Sinais de três e quatro tempos, medidas
improvisadas e obras cosméticas realizadas nos últimos 30 anos, por falta de
continuidade e de planejamento, não foram suficientes para acompanhar o ritmo
de crescimento desordenado do sistema de tráfego da cidade. Em Belém circulam
hoje cerca de 500 mil veículos e a cada mês mais de três mil veículos são
liberados para rodar praticamente pelas mesmas e já congestionadas ruas. As
vias de uma cidade são como as veias do corpo humano: quando entopem provocam o
colapso do organismo. Todos sabem, menos as "autoridades
competentes", que a solução para os graves problemas de mobilidade urbana
de Belém não virá com o sistema BRT, cuja execução atabalhoada só tem
contribuído para ampliar os problemas enfrentados diariamente pela população.

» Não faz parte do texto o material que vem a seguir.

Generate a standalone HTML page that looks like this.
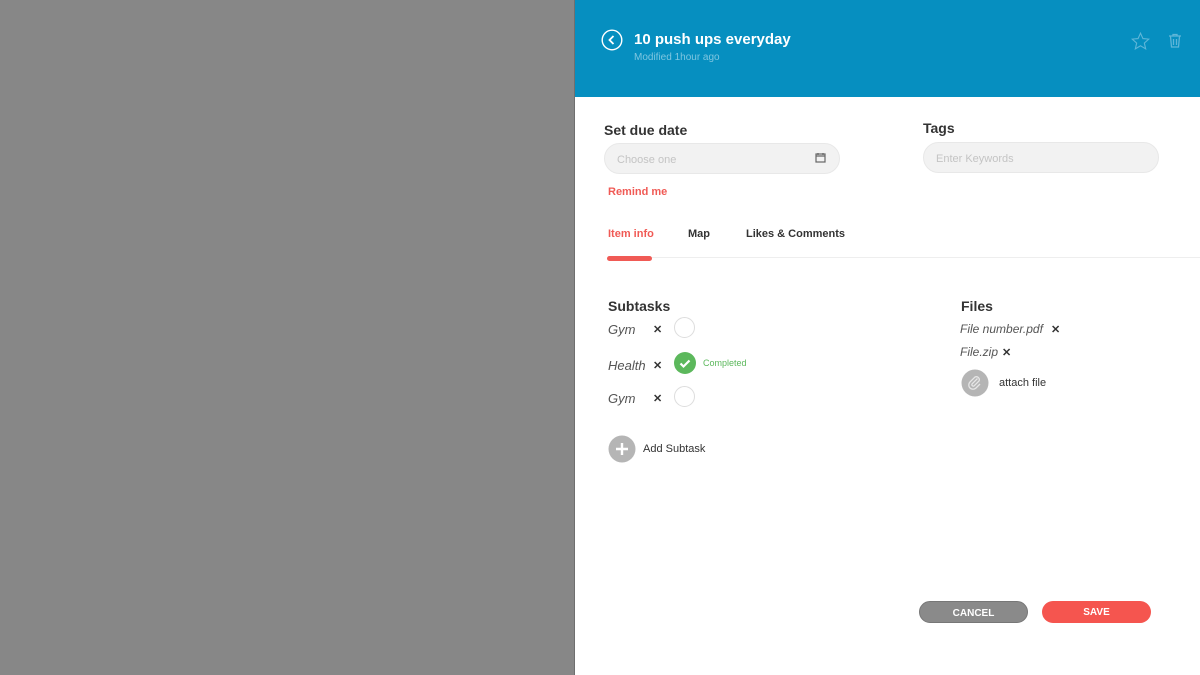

Além disso, já foram consumidos mais de R$-200 milhões e a obra continua
emperrada, atrapalhando o tráfego ao invés de desafogá-lo. A solução natural e
menos onerosa seria a criação de linhas fluviais urbanas interligando Belém a
Mosqueiro/Icoaraci/Outeiro/Combu e ilhas, utilizando-se o enorme potencial das
abundantes águas que rodeiam a cidade como vias naturais. Mas isso, os
"coronéis do atraso" não permitem. Há dois meses foi aberta uma
licitação para a primeira linha fluvial Icoaraci/Belém. Mas ninguém mais teve
notícias sobre o seu "fechamento". Sabe-se apenas que os donos de
ônibus não gostaram da ideia e fizeram chegar seu descontentamento a quem de
direito. Então, a Semob informou apenas que a licitação foi considerada
"deserta", por falta de interessados...
Por que, então, não se faz outra licitação,
agora com abrangência nacional e até internacional?
Pregamos no deserto pela solução fluvial urbana
há mais de 20 anos. Pelo visto, os donatários da cidade continuam fazendo
ouvidos moucos e dando as costas para o futuro de Belém.
Em Santarém já operam modernas lanchas tipo
catamarã (foto) desafogando o tráfego na cidade e proporcionando uma viagem
agradável e desestressante. Enquanto isso, em Belém, as ruas não cabem mais
carros, os passageiros andam cada vez mais estressados e não se vislumbra outra
solução de mobilidade urbana que não seja o ultrapassado BRT, cujas obras
intermináveis só tem contribuído para aumentar mais ainda o congestionamento
dos principais corredores de tráfego já saturados.
São muitas também outras demandas que a cidade
reclama, como a correção das calçadas irregulares e precárias, obrigando os
pedestres a caminhar pelo meio fio e até na pista, expondo-se a sérios riscos
de ser atropelados.
Mas vamos celebrar Belém falando das coisas boas
da cidade que todos amamos e desejando como presente que ela em breve possa ter
também um novo prefeito-estadista. No fundo, todos gostaríamos de ter, pelo
menos, 400 motivos para festejar os 400 anos de nossa cidade. Cidade que,
apesar dos descasos na sua gestão e de maus tratos promovidos por alguns filhos
insensatos, continua linda e singular na variedade de seus encantos e na magia
de seus sons, cheiros, sabores e cores.
Um comentário:
Tem uma novela passando por aí onde as pessoas reencarnam ou coisa parecida. Tomara que tenhamos a sorte do Antonio Lemos também reencarnar por aqui.